Required task>
All of the material should be reproduced exactly, with pictures left out.

**** Dataset section

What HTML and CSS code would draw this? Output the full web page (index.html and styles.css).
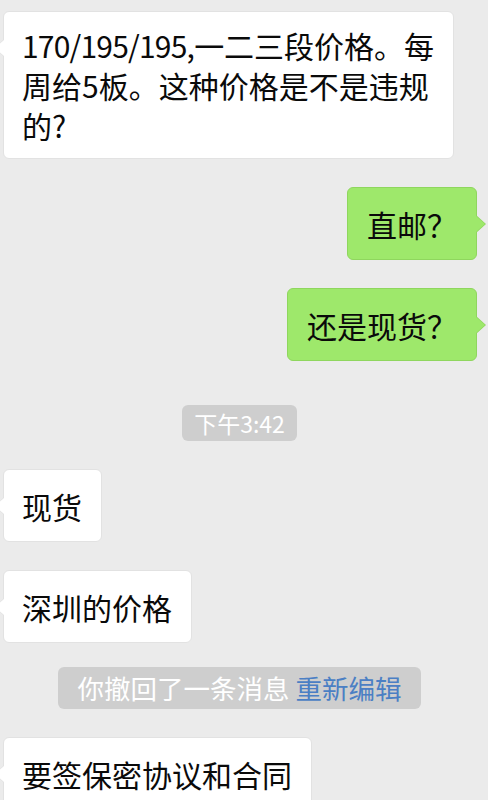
FILE: index.html
```html
<!DOCTYPE html>
<html lang="zh-CN">
<head>
<meta charset="utf-8">
<link rel="stylesheet" href="styles.css">
</head>
<body>
<div class="chat">
  <div class="row left">
    <div class="bubble white"><div><span class="nums">170/195/195,</span>一二三段价格。每<br>周给5板。这种价格是不是违规<br>的?</div></div>
  </div>
  <div class="row right">
    <div class="bubble green">直邮？</div>
  </div>
  <div class="row right">
    <div class="bubble green">还是现货？</div>
  </div>
  <div class="row center time-row">
    <div class="pill time">下午3:42</div>
  </div>
  <div class="row left">
    <div class="bubble white">现货</div>
  </div>
  <div class="row left">
    <div class="bubble white">深圳的价格</div>
  </div>
  <div class="row center recall-row">
    <div class="pill recall">你撤回了一条消息 <span class="link">重新编辑</span></div>
  </div>
  <div class="row left">
    <div class="bubble white">要签保密协议和合同</div>
  </div>
</div>
</body>
</html>
```

FILE: styles.css
```css
html, body {
  margin: 0;
  padding: 0;
  background: #ebebeb;
  overflow: hidden;
  height: 800px;
}

.chat {
  display: flex;
  flex-direction: column;
  gap: 28px;
  padding-top: 11px;
  font-family: "Noto Sans CJK SC", "Noto Sans", sans-serif;
  color: #0a0a0a;
}

.row {
  display: flex;
}

.row.left {
  justify-content: flex-start;
  padding-left: 3px;
}

.row.right {
  justify-content: flex-end;
  padding-right: 11px;
}

.row.center {
  justify-content: center;
  padding-right: 9px;
}

.time-row {
  margin-top: 16px;
}

.recall-row {
  margin-top: -4px;
}

.bubble {
  position: relative;
  box-sizing: border-box;
  min-height: 73px;
  display: flex;
  align-items: center;
  padding: 13px 19px 13px 18px;
  font-size: 30px;
  line-height: 40px;
  border-radius: 6px;
  white-space: nowrap;
}

.nums {
  letter-spacing: -0.8px;
}

.bubble.white {
  background: #ffffff;
  border: 1px solid #e2e2e2;
}

.bubble.green {
  background: #9ee86b;
  border: 1px solid #8fd65e;
  padding-left: 19px;
}

.bubble.white::before {
  content: "";
  position: absolute;
  left: -10px;
  top: 28px;
  border-top: 8px solid transparent;
  border-bottom: 8px solid transparent;
  border-right: 9px solid #e2e2e2;
}

.bubble.white::after {
  content: "";
  position: absolute;
  left: -9px;
  top: 28px;
  border-top: 8px solid transparent;
  border-bottom: 8px solid transparent;
  border-right: 9px solid #ffffff;
}

.bubble.green::before {
  content: "";
  position: absolute;
  right: -10px;
  top: 27px;
  border-top: 9px solid transparent;
  border-bottom: 9px solid transparent;
  border-left: 10px solid #8fd65e;
}

.bubble.green::after {
  content: "";
  position: absolute;
  right: -9px;
  top: 28px;
  border-top: 8px solid transparent;
  border-bottom: 8px solid transparent;
  border-left: 9px solid #9ee86b;
}

.pill {
  background: #cecece;
  color: #ffffff;
  border-radius: 6px;
  white-space: nowrap;
}

.pill.time {
  height: 36px;
  line-height: 36px;
  font-size: 23px;
  padding: 0 12px;
}

.pill.recall {
  height: 42px;
  line-height: 42px;
  font-size: 26.5px;
  padding: 0 20px;
}

.link {
  color: #4b7fc4;
}
```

********

Result>
What HTML and CSS code would draw this? Output the full web page (index.html and styles.css).
FILE: index.html
```html
<!DOCTYPE html>
<html lang="zh-CN">
<head>
<meta charset="utf-8">
<link rel="stylesheet" href="styles.css">
</head>
<body>
<div class="chat">
  <div class="row left">
    <div class="bubble white"><div><span class="nums">170/195/195,</span>一二三段价格。每<br>周给5板。这种价格是不是违规<br>的?</div></div>
  </div>
  <div class="row right">
    <div class="bubble green">直邮？</div>
  </div>
  <div class="row right">
    <div class="bubble green">还是现货？</div>
  </div>
  <div class="row center time-row">
    <div class="pill time">下午3:42</div>
  </div>
  <div class="row left">
    <div class="bubble white">现货</div>
  </div>
  <div class="row left">
    <div class="bubble white">深圳的价格</div>
  </div>
  <div class="row center recall-row">
    <div class="pill recall">你撤回了一条消息 <span class="link">重新编辑</span></div>
  </div>
  <div class="row left">
    <div class="bubble white">要签保密协议和合同</div>
  </div>
</div>
</body>
</html>
```

FILE: styles.css
```css
html, body {
  margin: 0;
  padding: 0;
  background: #ebebeb;
  overflow: hidden;
  height: 800px;
}

.chat {
  display: flex;
  flex-direction: column;
  gap: 28px;
  padding-top: 11px;
  font-family: "Noto Sans CJK SC", "Noto Sans", sans-serif;
  color: #0a0a0a;
}

.row {
  display: flex;
}

.row.left {
  justify-content: flex-start;
  padding-left: 3px;
}

.row.right {
  justify-content: flex-end;
  padding-right: 11px;
}

.row.center {
  justify-content: center;
  padding-right: 9px;
}

.time-row {
  margin-top: 16px;
}

.recall-row {
  margin-top: -4px;
}

.bubble {
  position: relative;
  box-sizing: border-box;
  min-height: 73px;
  display: flex;
  align-items: center;
  padding: 13px 19px 13px 18px;
  font-size: 30px;
  line-height: 40px;
  border-radius: 6px;
  white-space: nowrap;
}

.nums {
  letter-spacing: -0.8px;
}

.bubble.white {
  background: #ffffff;
  border: 1px solid #e2e2e2;
}

.bubble.green {
  background: #9ee86b;
  border: 1px solid #8fd65e;
  padding-left: 19px;
}

.bubble.white::before {
  content: "";
  position: absolute;
  left: -10px;
  top: 28px;
  border-top: 8px solid transparent;
  border-bottom: 8px solid transparent;
  border-right: 9px solid #e2e2e2;
}

.bubble.white::after {
  content: "";
  position: absolute;
  left: -9px;
  top: 28px;
  border-top: 8px solid transparent;
  border-bottom: 8px solid transparent;
  border-right: 9px solid #ffffff;
}

.bubble.green::before {
  content: "";
  position: absolute;
  right: -10px;
  top: 27px;
  border-top: 9px solid transparent;
  border-bottom: 9px solid transparent;
  border-left: 10px solid #8fd65e;
}

.bubble.green::after {
  content: "";
  position: absolute;
  right: -9px;
  top: 28px;
  border-top: 8px solid transparent;
  border-bottom: 8px solid transparent;
  border-left: 9px solid #9ee86b;
}

.pill {
  background: #cecece;
  color: #ffffff;
  border-radius: 6px;
  white-space: nowrap;
}

.pill.time {
  height: 36px;
  line-height: 36px;
  font-size: 23px;
  padding: 0 12px;
}

.pill.recall {
  height: 42px;
  line-height: 42px;
  font-size: 26.5px;
  padding: 0 20px;
}

.link {
  color: #4b7fc4;
}
```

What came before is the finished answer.